Metrics to measure effectiveness
- Mean time to detect (MTTD) file-related incidents.
- False positive rate of file-change alerts.
- Number of prevented or contained incidents attributed to file monitoring.
- Coverage: percentage of critical files/assets monitored.
- Time to remediate (TTR) for file integrity alerts.
- Audit completeness: percentage of immutable audit logs and snapshots retained per policy.
Example detection playbooks (short)
- Ransomware burst:
- Trigger: > X file modifications per minute on a host OR > Y% of files encrypted in a directory.
- Automated response: Isolate host, block process, snapshot affected files, notify SOC.
- Suspicious privileged file change:
- Trigger: Permission change on /etc/sudoers or authorized_keys outside maintenance window.
- Response: Revoke session tokens for associated user, create incident, require admin review.
- Mass exfiltration:
- Trigger: Large downloads of classified docs from a single account + concurrent unusual network egress.

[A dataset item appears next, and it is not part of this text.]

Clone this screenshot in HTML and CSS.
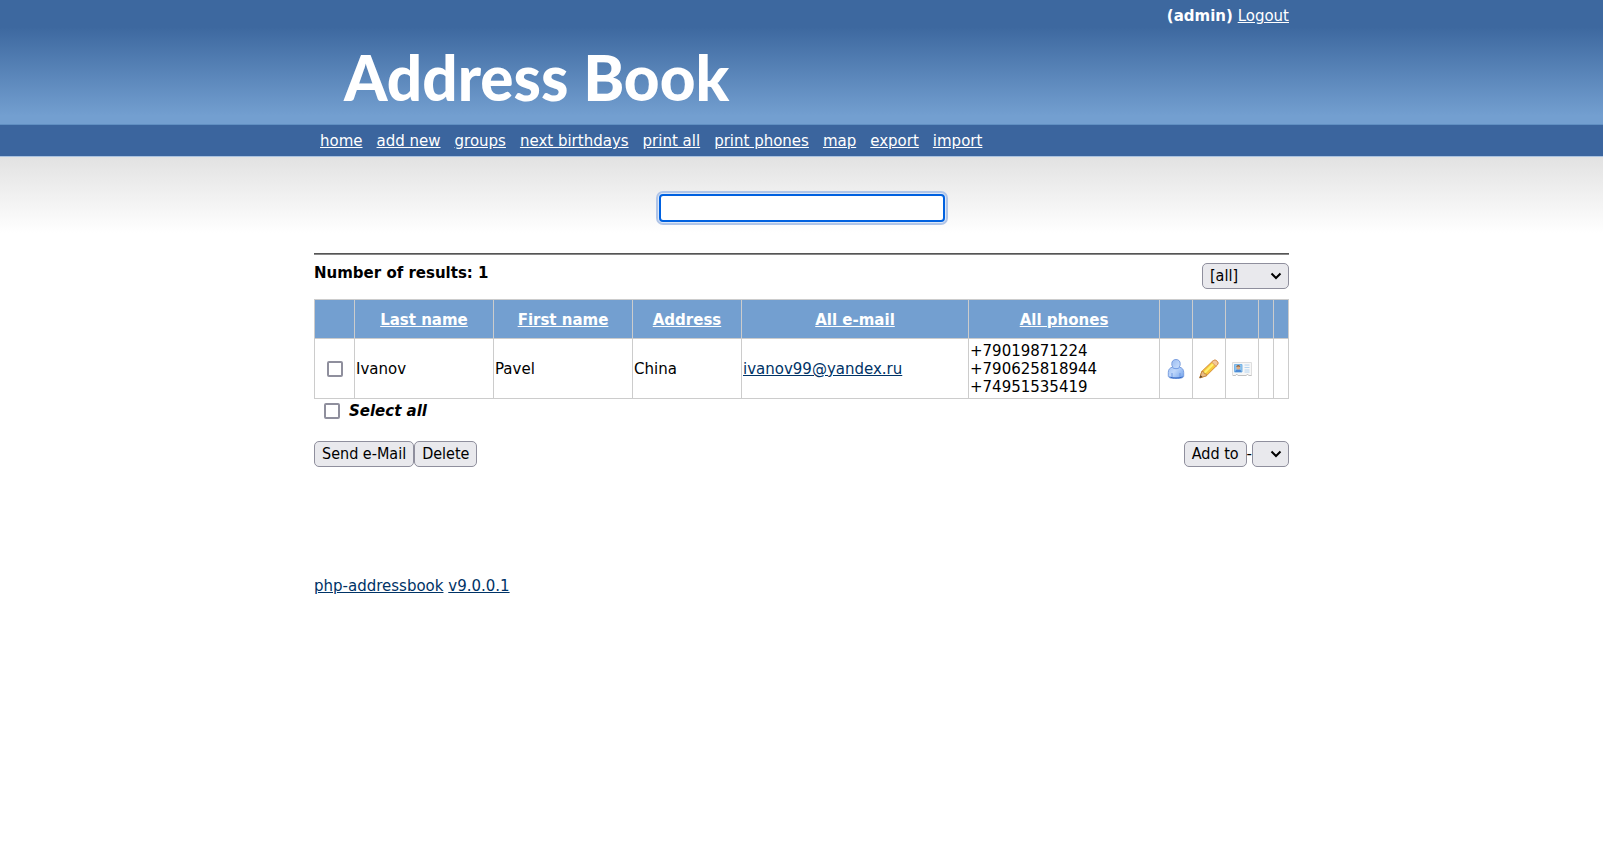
FILE: index.html
```html
<!DOCTYPE html>
<html lang="en">
<head>
<meta charset="utf-8">
<title>Address Book</title>
<link rel="stylesheet" href="styles.css">
</head>
<body>
<header class="banner">
  <div class="wrap">
    <div class="account"><b>(admin)</b> <a href="#">Logout</a></div>
    <h1 class="logo">Address Book</h1>
  </div>
</header>
<nav class="nav">
  <ul class="wrap nav-list">
    <li><a href="#">home</a></li>
    <li><a href="#">add new</a></li>
    <li><a href="#">groups</a></li>
    <li><a href="#">next birthdays</a></li>
    <li><a href="#">print all</a></li>
    <li><a href="#">print phones</a></li>
    <li><a href="#">map</a></li>
    <li><a href="#">export</a></li>
    <li><a href="#">import</a></li>
  </ul>
</nav>
<main class="content">
  <div class="wrap">
    <form class="search"><input class="search-box" type="text" aria-label="Search"></form>
    <hr class="rule">
    <div class="summary">
      <label for="group"><b>Number of results: 1</b></label>
      <span class="picker">
        <select id="group" class="control group-select"><option>[all]</option></select>
        <svg class="arrow" viewBox="0 0 12 8" aria-hidden="true"><path d="M1.500 1.500 6 6l4.500-4.500"/></svg>
      </span>
    </div>
    <table class="entries">
      <colgroup>
        <col class="c-tick"><col class="c-last"><col class="c-first"><col class="c-address"><col class="c-mail"><col class="c-phones">
        <col class="c-icon"><col class="c-icon"><col class="c-icon"><col class="c-blank"><col class="c-blank">
      </colgroup>
      <thead>
        <tr>
          <th></th>
          <th><a href="#">Last name</a></th>
          <th><a href="#">First name</a></th>
          <th><a href="#">Address</a></th>
          <th><a href="#">All e-mail</a></th>
          <th><a href="#">All phones</a></th>
          <th></th><th></th><th></th><th></th><th></th>
        </tr>
      </thead>
      <tbody>
        <tr>
          <td class="center"><input class="tick" type="checkbox" aria-label="Select Ivanov Pavel"></td>
          <td>Ivanov</td>
          <td>Pavel</td>
          <td>China</td>
          <td><a href="#">ivanov99@yandex.ru</a></td>
          <td>+79019871224<br>+790625818944<br>+74951535419</td>
          <td class="center"><a href="#" aria-label="Details">
            <svg class="icon" viewBox="0 0 20 20">
              <defs><linearGradient id="person" x1="0" y1="0" x2="1" y2="1"><stop offset="0" stop-color="#8fb3ee"/><stop offset=".5" stop-color="#c0d8fb"/><stop offset="1" stop-color="#6fa0ea"/></linearGradient></defs>
              <path d="M10 .5c2.700 0 4.200 1.800 4.200 4.200 0 1.400-.2 2.400-.9 3.300 2.900.8 4.400 2.500 4.400 5.300v3.600c0 1.900-2.800 2.600-7.700 2.600s-7.700-.7-7.700-2.600v-3.600c0-2.800 1.500-4.500 4.400-5.300-.7-.9-.9-1.900-.9-3.300C5.800 2.300 7.300.5 10 .5z" fill="url(#person)" stroke="#7b9fdf"/>
              <path d="M6.500 8.600c2 1.500 5 1.500 7 0M6 14v4.500M14 14v4.500" fill="none" stroke="#6e98e2"/>
              <path d="M3.500 17.800c2 1.500 11 1.500 13 0" fill="none" stroke="#3468c4"/>
            </svg></a></td>
          <td class="center"><a href="#" aria-label="Edit">
            <svg class="icon" viewBox="0 0 20 20">
              <path d="M14 1.800c1.300-1 3-.8 4.100.3s1.100 2.600.2 3.900L7.500 16.700.8 18.900 2.800 12.400z" fill="#f7c83c" stroke="#d58e3b"/>
              <path d="m4.500 13.200 9.800-9.800 1.500 1.500L6 14.700z" fill="#fff26e"/>
              <path d="m12.700 3.100 1.500-1.300c1.200-1 2.800-.7 3.900.4s1.100 2.600.2 3.800l-1.400 1.300z" fill="#f3c79b" stroke="#d99860"/>
              <path d="m2.800 12.400 2 .5.400 1.800 2 .2.300 1.800-6.700 2.200z" fill="#e9bd86" stroke="#b97930" stroke-width=".7"/>
              <path d="m1.600 16.300 1.900 1.800-2.900 1z" fill="#59442d"/>
            </svg></a></td>
          <td class="center"><a href="#" aria-label="vCard">
            <svg class="icon" viewBox="0 0 20 20">
              <path d="M.5 3.500h19v13h-2.700l-1.300-1.300-1.300 1.300H6l-1.300-1.300-1.300 1.300H.5z" fill="#f7f7f7" stroke="#dedede"/>
              <path d="M1 16.500h2.500l1.200-1.300L6 16.500h8.200l1.300-1.300 1.300 1.300h2.700" fill="none" stroke="#c2c2c2"/>
              <path d="M2.500 5.500h7.500v7.500H2.500z" fill="#8cc4f0" stroke="#78b4e6"/>
              <path d="M3 13c.3-2 1.500-2.500 3.300-2.500S9.300 11 9.600 13z" fill="#4d8ad4"/>
              <circle cx="6.300" cy="8.700" r="1.900" fill="#e0ac80"/><path d="M4.300 8c0-2.700 4-2.700 4 0-1.300-.7-2.700-.7-4 0z" fill="#8a6040"/>
              <path d="M12.500 6h5M12.500 8.500h5M12.500 11h5M12.500 13h5" stroke="#b4d4f0"/>
            </svg></a></td>
          <td></td><td></td>
        </tr>
      </tbody>
    </table>
    <div class="select-all"><input id="all" class="tick" type="checkbox"><label for="all">Select all</label></div>
    <div class="actions">
      <div class="group"><button class="control" type="button">Send e-Mail</button><button class="control" type="button">Delete</button></div>
      <div class="group"><button class="control" type="button">Add to</button><label for="target">-</label><span class="picker"><select id="target" class="control target-select"><option></option></select><svg class="arrow" viewBox="0 0 12 8" aria-hidden="true"><path d="M1.500 1.500 6 6l4.500-4.500"/></svg></span></div>
    </div>
    <footer class="footer"><a href="#">php-addressbook</a> <a href="#">v9.0.0.1</a></footer>
  </div>
</main>
</body>
</html>
```
FILE: styles.css
```css
* { box-sizing: border-box; }
body {
  margin: 0;
  background: #fff;
  color: #000;
  font: 15px/18px Verdana, "DejaVu Sans", sans-serif;
}
a { color: #036; }
.wrap { width: 100%; max-width: 975px; margin: 0 auto; }
.banner {
  height: 125px;
  background: linear-gradient(#3d689f 27px, #739fd0 116px);
  border-bottom: 1px solid #608fc2;
  color: #fff;
}
.banner a, .nav a, th a { color: #fff; }
.account { padding-top: 7px; text-align: right; }
.logo {
  margin: 16px 0 0 30px;
  font: 900 62px/72px Lato, sans-serif;
}
.nav {
  background: #3b659e;
  border-bottom: 1px solid #a9c2e0;
}
.nav-list {
  display: flex;
  flex-wrap: wrap;
  gap: 0 14px;
  padding: 7px 6px 6px;
  list-style: none;
}
.content {
  background: linear-gradient(#e2e2e2, #fff 76px);
}
.search { display: flex; justify-content: center; padding-top: 37px; }
.search-box {
  width: 286px;
  height: 28px;
  border: 2px solid #0061e0;
  border-radius: 4px;
  outline: 2px solid #b0c5e8;
  outline-offset: 1px;
  box-shadow: 0 0 0 1px #dce7f7;
  background: #fff;
  font: 16px "DejaVu Sans Condensed", sans-serif;
}
.rule {
  margin: 31px 0 8px;
  border: 0;
  border-top: 1px solid #555;
  border-bottom: 1px solid #888;
}
.summary { display: flex; justify-content: space-between; margin-bottom: 10px; }
.summary label { padding-top: 1px; }
.control {
  height: 26px;
  margin: 0;
  padding: 0 7px;
  border: 1px solid #8f8f9d;
  border-radius: 5px;
  background: #e9e9ed;
  color: #000;
  font: 16px/24px "DejaVu Sans Condensed", sans-serif;
}
.picker { position: relative; display: block; height: 26px; }
.picker select { appearance: none; }
.group-select { width: 87px; }
.target-select { width: 37px; }
.arrow {
  position: absolute;
  right: 7px;
  top: 9px;
  width: 12px;
  height: 8px;
  fill: none;
  stroke: #000;
  stroke-width: 2;
  pointer-events: none;
}
.entries { width: 100%; table-layout: fixed; border-collapse: collapse; }
.entries th, .entries td { border: 1px solid #ccc; }
.entries th { height: 39px; padding: 1px 0 0; background: #739fd0; }
.entries td { height: 60px; padding: 2px 1px; }
.entries td.center { padding: 0; text-align: center; }
.c-tick { width: 40px; }
.c-last, .c-first { width: 139px; }
.c-address { width: 109px; }
.c-phones { width: 191px; }
.c-icon { width: 33px; }
.c-blank { width: 15px; }
.tick {
  appearance: none;
  width: 16px;
  height: 16px;
  margin: 0;
  border: 2px solid #8f8f9d;
  border-radius: 2px;
  background: #fff;
  vertical-align: middle;
}
.icon { display: block; width: 20px; height: 20px; margin: 0 auto; }
.select-all {
  display: flex;
  align-items: center;
  gap: 9px;
  padding: 3px 10px;
  font-weight: bold;
  font-style: italic;
}
.actions { display: flex; justify-content: space-between; margin-top: 18px; }
.group { display: flex; align-items: center; }
.footer { padding: 110px 0 24px; }
```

- Response: Block transfer, lock account, preserve session for forensics.
Closing notes
File monitoring is an essential layer in a defense-in-depth strategy. By continuously watching critical files, correlating events with user and process context, and integrating with automated response systems, organizations can detect breaches early, limit damage, and enforce compliance. The value comes from targeted coverage, accurate baselines, tamper-resistant logging, and well-tuned response playbooks — not merely from collecting more data.